◆ **What you are asked to do**
Gather each line of the records where "index" appears.

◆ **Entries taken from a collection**
START
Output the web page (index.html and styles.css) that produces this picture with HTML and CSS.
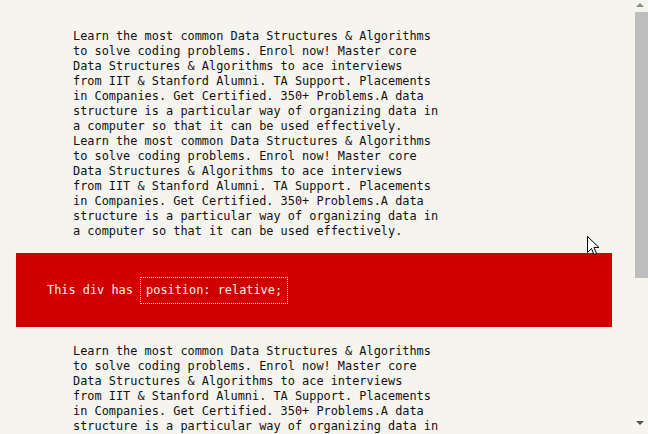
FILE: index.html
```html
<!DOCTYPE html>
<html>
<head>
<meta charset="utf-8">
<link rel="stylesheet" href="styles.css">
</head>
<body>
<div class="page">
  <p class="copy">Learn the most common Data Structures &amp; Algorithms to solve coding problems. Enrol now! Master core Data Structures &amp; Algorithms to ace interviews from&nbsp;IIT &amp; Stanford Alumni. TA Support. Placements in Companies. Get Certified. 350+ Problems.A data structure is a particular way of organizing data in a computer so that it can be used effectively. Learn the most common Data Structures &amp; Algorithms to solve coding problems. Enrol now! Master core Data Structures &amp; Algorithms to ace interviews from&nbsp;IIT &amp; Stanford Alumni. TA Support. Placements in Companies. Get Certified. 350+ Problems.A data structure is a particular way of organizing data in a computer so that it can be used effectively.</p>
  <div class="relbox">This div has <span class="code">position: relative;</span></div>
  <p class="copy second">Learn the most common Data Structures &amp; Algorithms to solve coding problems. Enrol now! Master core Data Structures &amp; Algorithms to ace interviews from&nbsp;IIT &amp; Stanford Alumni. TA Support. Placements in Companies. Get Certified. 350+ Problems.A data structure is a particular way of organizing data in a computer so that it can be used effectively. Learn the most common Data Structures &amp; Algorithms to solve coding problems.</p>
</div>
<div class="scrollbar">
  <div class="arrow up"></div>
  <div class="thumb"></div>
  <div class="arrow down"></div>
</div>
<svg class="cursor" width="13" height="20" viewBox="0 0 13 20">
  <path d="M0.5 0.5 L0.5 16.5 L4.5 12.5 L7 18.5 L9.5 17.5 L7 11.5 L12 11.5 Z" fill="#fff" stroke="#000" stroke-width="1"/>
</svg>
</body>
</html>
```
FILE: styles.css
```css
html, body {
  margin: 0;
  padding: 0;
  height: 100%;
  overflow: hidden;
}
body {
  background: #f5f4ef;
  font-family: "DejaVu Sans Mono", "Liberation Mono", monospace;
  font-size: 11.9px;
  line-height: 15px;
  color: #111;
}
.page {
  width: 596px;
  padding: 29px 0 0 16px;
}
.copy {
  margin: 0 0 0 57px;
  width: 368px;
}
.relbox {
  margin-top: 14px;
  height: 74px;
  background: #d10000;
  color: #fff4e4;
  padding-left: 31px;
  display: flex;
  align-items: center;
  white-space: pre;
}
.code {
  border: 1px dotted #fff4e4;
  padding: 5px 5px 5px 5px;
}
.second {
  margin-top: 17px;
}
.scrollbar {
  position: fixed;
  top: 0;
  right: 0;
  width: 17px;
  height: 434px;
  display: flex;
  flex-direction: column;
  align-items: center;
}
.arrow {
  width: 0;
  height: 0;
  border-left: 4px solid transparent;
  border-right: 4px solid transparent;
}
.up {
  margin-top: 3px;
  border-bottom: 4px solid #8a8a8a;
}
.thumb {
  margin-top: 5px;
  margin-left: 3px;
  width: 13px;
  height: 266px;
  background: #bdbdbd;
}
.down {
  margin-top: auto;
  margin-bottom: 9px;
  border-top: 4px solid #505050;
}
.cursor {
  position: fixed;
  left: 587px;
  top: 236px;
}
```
END
START
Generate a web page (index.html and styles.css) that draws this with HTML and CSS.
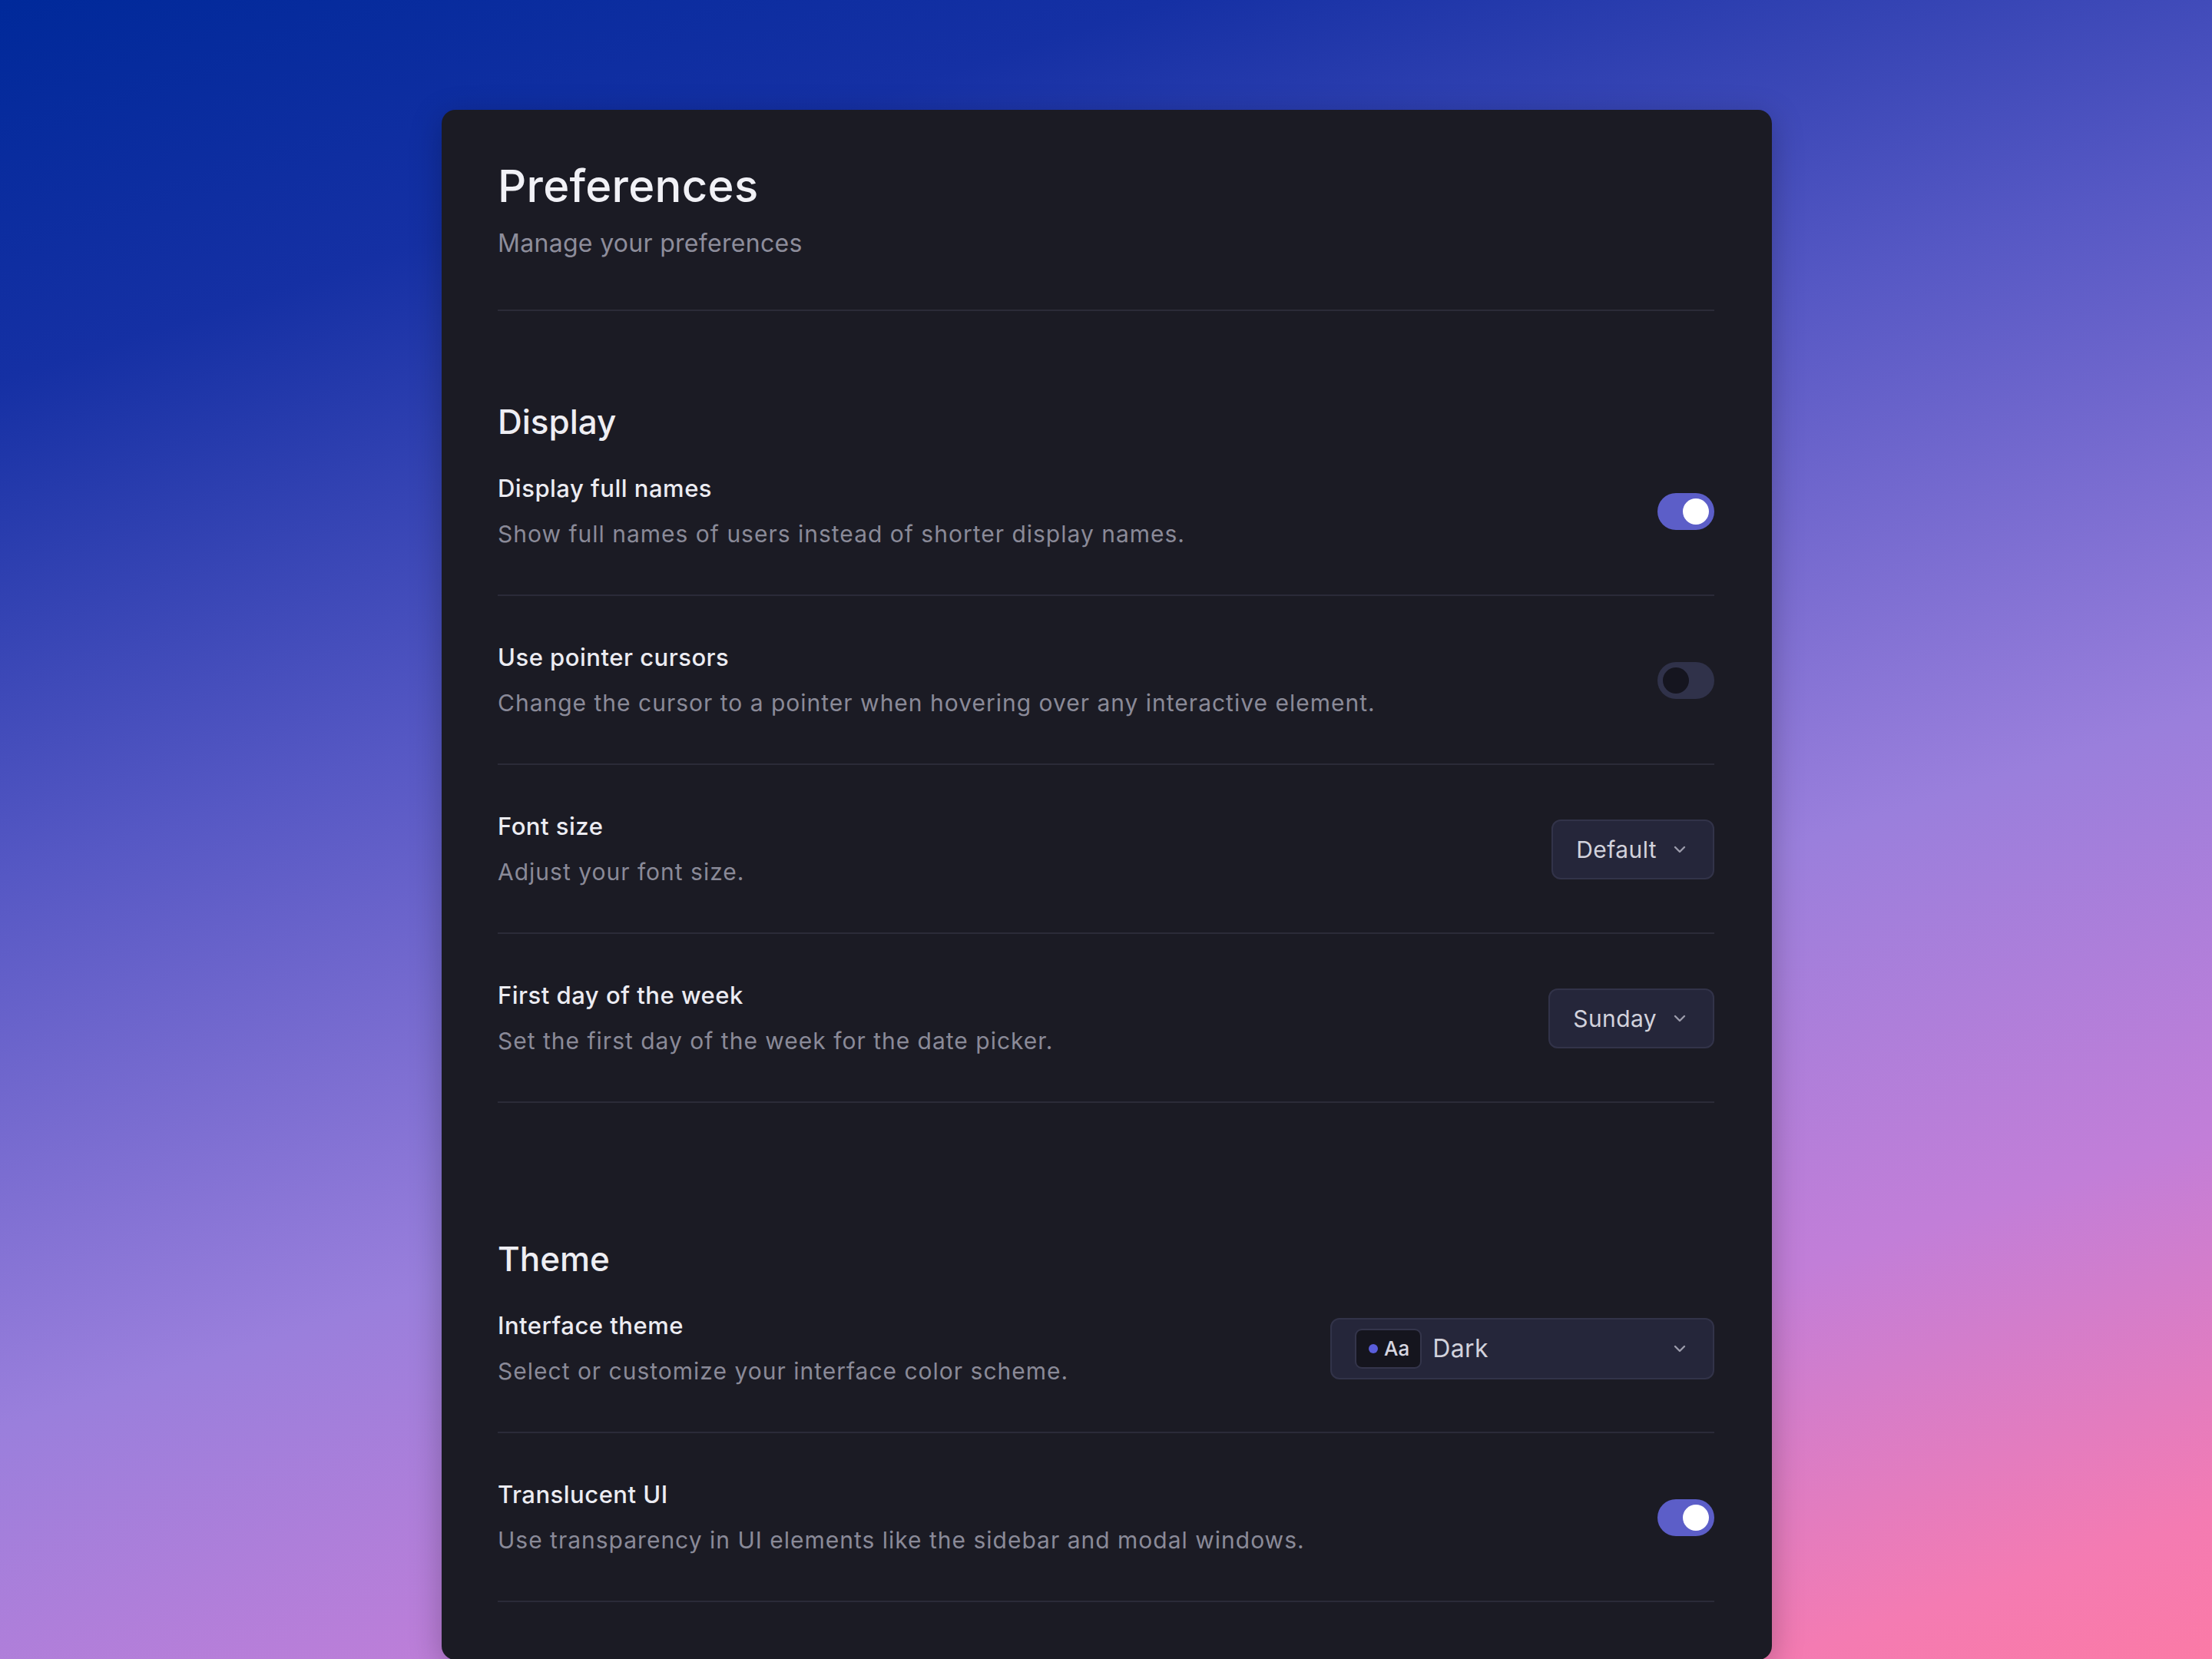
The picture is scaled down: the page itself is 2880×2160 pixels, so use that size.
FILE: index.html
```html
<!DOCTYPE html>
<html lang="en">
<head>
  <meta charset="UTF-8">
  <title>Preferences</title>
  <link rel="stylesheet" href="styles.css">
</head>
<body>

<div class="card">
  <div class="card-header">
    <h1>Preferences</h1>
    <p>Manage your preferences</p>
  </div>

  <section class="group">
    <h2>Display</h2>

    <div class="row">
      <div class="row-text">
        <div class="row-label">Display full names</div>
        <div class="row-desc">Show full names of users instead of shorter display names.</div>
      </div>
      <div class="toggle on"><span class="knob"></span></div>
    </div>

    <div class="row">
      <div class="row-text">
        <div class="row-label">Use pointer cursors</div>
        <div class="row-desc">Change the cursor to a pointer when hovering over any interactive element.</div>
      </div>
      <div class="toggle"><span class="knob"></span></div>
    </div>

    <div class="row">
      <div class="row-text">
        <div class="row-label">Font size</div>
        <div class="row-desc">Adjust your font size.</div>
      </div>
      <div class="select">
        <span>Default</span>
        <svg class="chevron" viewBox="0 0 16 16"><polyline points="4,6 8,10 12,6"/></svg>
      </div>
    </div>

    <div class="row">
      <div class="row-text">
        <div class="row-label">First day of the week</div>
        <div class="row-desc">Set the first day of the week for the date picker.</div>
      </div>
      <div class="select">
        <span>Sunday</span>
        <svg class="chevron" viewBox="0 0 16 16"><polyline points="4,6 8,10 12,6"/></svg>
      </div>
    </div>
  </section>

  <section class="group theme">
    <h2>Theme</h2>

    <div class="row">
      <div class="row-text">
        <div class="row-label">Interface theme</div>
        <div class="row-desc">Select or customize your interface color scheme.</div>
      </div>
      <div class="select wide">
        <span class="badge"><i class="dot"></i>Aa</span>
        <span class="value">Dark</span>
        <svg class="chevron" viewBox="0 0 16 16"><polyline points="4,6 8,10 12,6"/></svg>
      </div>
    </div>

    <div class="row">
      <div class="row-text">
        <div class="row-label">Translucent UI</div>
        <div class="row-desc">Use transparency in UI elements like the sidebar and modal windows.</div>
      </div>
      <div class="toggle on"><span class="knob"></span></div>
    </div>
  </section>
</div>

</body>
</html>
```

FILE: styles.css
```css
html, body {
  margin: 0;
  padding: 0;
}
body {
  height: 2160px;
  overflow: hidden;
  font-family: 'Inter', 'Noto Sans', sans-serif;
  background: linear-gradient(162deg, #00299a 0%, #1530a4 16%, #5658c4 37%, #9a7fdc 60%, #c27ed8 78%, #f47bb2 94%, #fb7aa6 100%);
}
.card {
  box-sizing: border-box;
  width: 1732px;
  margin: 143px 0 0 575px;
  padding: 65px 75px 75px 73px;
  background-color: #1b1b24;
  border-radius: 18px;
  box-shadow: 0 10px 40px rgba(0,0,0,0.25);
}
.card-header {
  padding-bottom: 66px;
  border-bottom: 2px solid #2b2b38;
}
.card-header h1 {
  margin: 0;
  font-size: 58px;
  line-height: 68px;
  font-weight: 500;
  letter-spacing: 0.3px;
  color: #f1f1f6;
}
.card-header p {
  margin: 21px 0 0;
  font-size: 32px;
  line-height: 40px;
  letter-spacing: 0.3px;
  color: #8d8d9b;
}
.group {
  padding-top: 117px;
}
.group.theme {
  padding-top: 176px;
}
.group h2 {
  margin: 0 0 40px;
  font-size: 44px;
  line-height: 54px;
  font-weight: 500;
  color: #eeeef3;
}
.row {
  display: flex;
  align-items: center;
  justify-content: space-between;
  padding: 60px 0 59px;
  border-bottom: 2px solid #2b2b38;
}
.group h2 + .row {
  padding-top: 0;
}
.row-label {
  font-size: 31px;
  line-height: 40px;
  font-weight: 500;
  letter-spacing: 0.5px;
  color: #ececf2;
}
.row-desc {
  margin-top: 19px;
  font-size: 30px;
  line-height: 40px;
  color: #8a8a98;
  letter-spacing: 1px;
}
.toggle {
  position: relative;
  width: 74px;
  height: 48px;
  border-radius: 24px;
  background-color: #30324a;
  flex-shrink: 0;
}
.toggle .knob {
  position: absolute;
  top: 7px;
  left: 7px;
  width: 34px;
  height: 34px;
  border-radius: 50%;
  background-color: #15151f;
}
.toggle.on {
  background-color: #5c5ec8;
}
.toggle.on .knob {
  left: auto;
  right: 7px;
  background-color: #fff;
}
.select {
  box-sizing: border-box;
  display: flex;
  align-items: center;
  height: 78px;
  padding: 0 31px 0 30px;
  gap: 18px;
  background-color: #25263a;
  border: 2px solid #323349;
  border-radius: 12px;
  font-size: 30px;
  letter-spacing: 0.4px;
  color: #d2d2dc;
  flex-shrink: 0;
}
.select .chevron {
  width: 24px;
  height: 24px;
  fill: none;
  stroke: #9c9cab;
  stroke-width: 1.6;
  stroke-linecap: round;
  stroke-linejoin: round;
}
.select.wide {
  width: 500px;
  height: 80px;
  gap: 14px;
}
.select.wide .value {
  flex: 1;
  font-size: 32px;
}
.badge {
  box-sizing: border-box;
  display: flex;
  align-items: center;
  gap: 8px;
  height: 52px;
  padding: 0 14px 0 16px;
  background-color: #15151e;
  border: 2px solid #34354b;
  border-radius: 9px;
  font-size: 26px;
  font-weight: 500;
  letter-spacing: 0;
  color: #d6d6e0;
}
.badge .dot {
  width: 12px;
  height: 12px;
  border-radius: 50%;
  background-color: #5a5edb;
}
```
END
◆ **Output for this exercise**
Output the web page (index.html and styles.css) that produces this picture with HTML and CSS.
FILE: index.html
Generate a web page (index.html and styles.css) that draws this with HTML and CSS.
FILE: index.html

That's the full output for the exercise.